Set the data down again, exactly as it reads, but without the pictures.

Begin PROVIDED MATERIAL

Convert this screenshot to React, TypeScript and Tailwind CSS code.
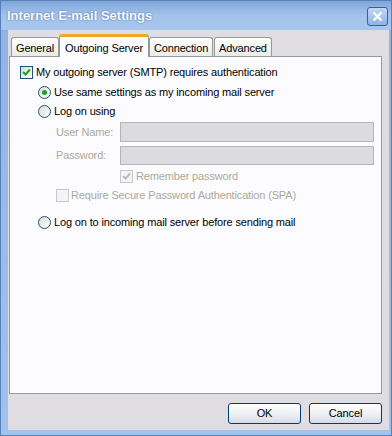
import React from 'react';

const Check = ({ disabled }: { disabled?: boolean }) => (
  <svg width="9" height="9" viewBox="0 0 9 9" className="block">
    <path d="M1 4 L3.5 6.5 L8 1.5" fill="none" stroke={disabled ? '#bcbcbc' : '#21a121'} strokeWidth="2" />
  </svg>
);

const CheckBox = ({ checked, disabled }: { checked?: boolean; disabled?: boolean }) => (
  <span
    className={`flex items-center justify-center w-[13px] h-[13px] border shrink-0 ${
      disabled ? 'border-[#c8c8c8] bg-[#f4f4f6]' : 'border-[#1c5180] bg-gradient-to-br from-[#dcdcd6] to-white'
    }`}
  >
    {checked && <Check disabled={disabled} />}
  </span>
);

const Radio = ({ checked }: { checked?: boolean }) => (
  <span className="flex items-center justify-center w-[13px] h-[13px] rounded-full border border-[#1c5180] bg-gradient-to-br from-[#dcdcd6] to-white shrink-0">
    {checked && <span className="w-[5px] h-[5px] rounded-full bg-[#21a121]" />}
  </span>
);

const Tab = ({ label, active }: { label: string; active?: boolean }) =>
  active ? (
    <div className="relative -mb-px z-10 h-[23px] px-[5px] pt-[3px] bg-[#fcfcfe] border border-b-0 border-[#919b9c] rounded-t-[3px] border-t-[3px] border-t-[#f5a623]">
      {label}
    </div>
  ) : (
    <div className="h-[19px] mt-[3px] px-[4px] pt-[2px] bg-gradient-to-b from-white to-[#ecebe6] border border-b-0 border-[#919b9c] rounded-t-[3px]">
      {label}
    </div>
  );

const Button = ({ label }: { label: string }) => (
  <button className="w-[73px] h-[21px] rounded-[3px] border border-[#003c74] bg-gradient-to-b from-white via-[#eef0f4] to-[#d6dbe6] text-black">
    {label}
  </button>
);

export default function App() {
  return (
    <div className="w-[392px] h-[436px] bg-gradient-to-b from-[#8fb4e4] to-[#9ec3ef] border border-[#5b7fb8] text-[11px] tracking-[-0.15px] text-black font-['Liberation_Sans',sans-serif] flex flex-col overflow-hidden">
      <div className="h-[29px] flex items-center justify-between pl-[6px] pr-[3px] bg-gradient-to-b from-[#7fa6da] via-[#a3c3ec] to-[#a6c6ee]">
        <span className="text-[13px] font-bold tracking-normal text-[#f4f7fb] [text-shadow:0_0_2px_#4d6c98]">Internet E-mail Settings</span>
        <span className="w-[21px] h-[19px] rounded-[3px] border border-[#3b5f98] bg-gradient-to-b from-[#c2d8f4] to-[#8fb3e3] flex items-center justify-center mt-[2px]">
          <svg width="11" height="11" viewBox="0 0 11 11">
            <path d="M1.5 1.5 L9.5 9.5 M9.5 1.5 L1.5 9.5" stroke="white" strokeWidth="2.2" />
          </svg>
        </span>
      </div>
      <div className="flex-1 ml-[7px] mr-[2px] mb-[5px] bg-[#dfdde2] flex flex-col pl-[1px] pr-[7px] pt-[4px]">
        <div className="flex pl-[2px] items-end">
          <Tab label="General" />
          <Tab label="Outgoing Server" active />
          <Tab label="Connection" />
          <div className="w-px" />
          <Tab label="Advanced" />
        </div>
        <div className="h-[338px] bg-[#fcfcfe] border border-[#919b9c] pl-[10px] pt-[9px]">
          <div className="flex items-center gap-[3px] h-[13px]">
            <CheckBox checked />
            <span>My outgoing server (SMTP) requires authentication</span>
          </div>
          <div className="pl-[18px]">
            <div className="flex items-center gap-[3px] h-[13px] mt-[7px]">
              <Radio checked />
              <span>Use same settings as my incoming mail server</span>
            </div>
            <div className="flex items-center gap-[3px] h-[13px] mt-[6px]">
              <Radio />
              <span>Log on using</span>
            </div>
            <div className="pl-[18px] text-[#aca899]">
              <div className="flex items-center h-[20px] mt-[4px]">
                <span className="w-[64px]">User Name:</span>
                <div className="w-[254px] h-[20px] bg-[#dcdbe0] border border-[#b5b5b5]" />
              </div>
              <div className="flex items-center h-[19px] mt-[4px]">
                <span className="w-[64px]">Password:</span>
                <div className="w-[254px] h-[19px] bg-[#dcdbe0] border border-[#b5b5b5]" />
              </div>
              <div className="flex items-center gap-[3px] h-[13px] mt-[5px] pl-[64px]">
                <CheckBox checked disabled />
                <span>Remember password</span>
              </div>
              <div className="flex items-center gap-[2px] h-[13px] mt-[6px]">
                <CheckBox disabled />
                <span>Require Secure Password Authentication (SPA)</span>
              </div>
            </div>
            <div className="flex items-center gap-[3px] h-[13px] mt-[14px]">
              <Radio />
              <span>Log on to incoming mail server before sending mail</span>
            </div>
          </div>
        </div>
        <div className="flex justify-end gap-[8px] mt-[9px]">
          <Button label="OK" />
          <Button label="Cancel" />
        </div>
      </div>
    </div>
  );
}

End PROVIDED MATERIAL

EXERCISE RESULT —
Convert this screenshot to React, TypeScript and Tailwind CSS code.
import React from 'react';

const Check = ({ disabled }: { disabled?: boolean }) => (
  <svg width="9" height="9" viewBox="0 0 9 9" className="block">
    <path d="M1 4 L3.5 6.5 L8 1.5" fill="none" stroke={disabled ? '#bcbcbc' : '#21a121'} strokeWidth="2" />
  </svg>
);

const CheckBox = ({ checked, disabled }: { checked?: boolean; disabled?: boolean }) => (
  <span
    className={`flex items-center justify-center w-[13px] h-[13px] border shrink-0 ${
      disabled ? 'border-[#c8c8c8] bg-[#f4f4f6]' : 'border-[#1c5180] bg-gradient-to-br from-[#dcdcd6] to-white'
    }`}
  >
    {checked && <Check disabled={disabled} />}
  </span>
);

const Radio = ({ checked }: { checked?: boolean }) => (
  <span className="flex items-center justify-center w-[13px] h-[13px] rounded-full border border-[#1c5180] bg-gradient-to-br from-[#dcdcd6] to-white shrink-0">
    {checked && <span className="w-[5px] h-[5px] rounded-full bg-[#21a121]" />}
  </span>
);

const Tab = ({ label, active }: { label: string; active?: boolean }) =>
  active ? (
    <div className="relative -mb-px z-10 h-[23px] px-[5px] pt-[3px] bg-[#fcfcfe] border border-b-0 border-[#919b9c] rounded-t-[3px] border-t-[3px] border-t-[#f5a623]">
      {label}
    </div>
  ) : (
    <div className="h-[19px] mt-[3px] px-[4px] pt-[2px] bg-gradient-to-b from-white to-[#ecebe6] border border-b-0 border-[#919b9c] rounded-t-[3px]">
      {label}
    </div>
  );

const Button = ({ label }: { label: string }) => (
  <button className="w-[73px] h-[21px] rounded-[3px] border border-[#003c74] bg-gradient-to-b from-white via-[#eef0f4] to-[#d6dbe6] text-black">
    {label}
  </button>
);

export default function App() {
  return (
    <div className="w-[392px] h-[436px] bg-gradient-to-b from-[#8fb4e4] to-[#9ec3ef] border border-[#5b7fb8] text-[11px] tracking-[-0.15px] text-black font-['Liberation_Sans',sans-serif] flex flex-col overflow-hidden">
      <div className="h-[29px] flex items-center justify-between pl-[6px] pr-[3px] bg-gradient-to-b from-[#7fa6da] via-[#a3c3ec] to-[#a6c6ee]">
        <span className="text-[13px] font-bold tracking-normal text-[#f4f7fb] [text-shadow:0_0_2px_#4d6c98]">Internet E-mail Settings</span>
        <span className="w-[21px] h-[19px] rounded-[3px] border border-[#3b5f98] bg-gradient-to-b from-[#c2d8f4] to-[#8fb3e3] flex items-center justify-center mt-[2px]">
          <svg width="11" height="11" viewBox="0 0 11 11">
            <path d="M1.5 1.5 L9.5 9.5 M9.5 1.5 L1.5 9.5" stroke="white" strokeWidth="2.2" />
          </svg>
        </span>
      </div>
      <div className="flex-1 ml-[7px] mr-[2px] mb-[5px] bg-[#dfdde2] flex flex-col pl-[1px] pr-[7px] pt-[4px]">
        <div className="flex pl-[2px] items-end">
          <Tab label="General" />
          <Tab label="Outgoing Server" active />
          <Tab label="Connection" />
          <div className="w-px" />
          <Tab label="Advanced" />
        </div>
        <div className="h-[338px] bg-[#fcfcfe] border border-[#919b9c] pl-[10px] pt-[9px]">
          <div className="flex items-center gap-[3px] h-[13px]">
            <CheckBox checked />
            <span>My outgoing server (SMTP) requires authentication</span>
          </div>
          <div className="pl-[18px]">
            <div className="flex items-center gap-[3px] h-[13px] mt-[7px]">
              <Radio checked />
              <span>Use same settings as my incoming mail server</span>
            </div>
            <div className="flex items-center gap-[3px] h-[13px] mt-[6px]">
              <Radio />
              <span>Log on using</span>
            </div>
            <div className="pl-[18px] text-[#aca899]">
              <div className="flex items-center h-[20px] mt-[4px]">
                <span className="w-[64px]">User Name:</span>
                <div className="w-[254px] h-[20px] bg-[#dcdbe0] border border-[#b5b5b5]" />
              </div>
              <div className="flex items-center h-[19px] mt-[4px]">
                <span className="w-[64px]">Password:</span>
                <div className="w-[254px] h-[19px] bg-[#dcdbe0] border border-[#b5b5b5]" />
              </div>
              <div className="flex items-center gap-[3px] h-[13px] mt-[5px] pl-[64px]">
                <CheckBox checked disabled />
                <span>Remember password</span>
              </div>
              <div className="flex items-center gap-[2px] h-[13px] mt-[6px]">
                <CheckBox disabled />
                <span>Require Secure Password Authentication (SPA)</span>
              </div>
            </div>
            <div className="flex items-center gap-[3px] h-[13px] mt-[14px]">
              <Radio />
              <span>Log on to incoming mail server before sending mail</span>
            </div>
          </div>
        </div>
        <div className="flex justify-end gap-[8px] mt-[9px]">
          <Button label="OK" />
          <Button label="Cancel" />
        </div>
      </div>
    </div>
  );
}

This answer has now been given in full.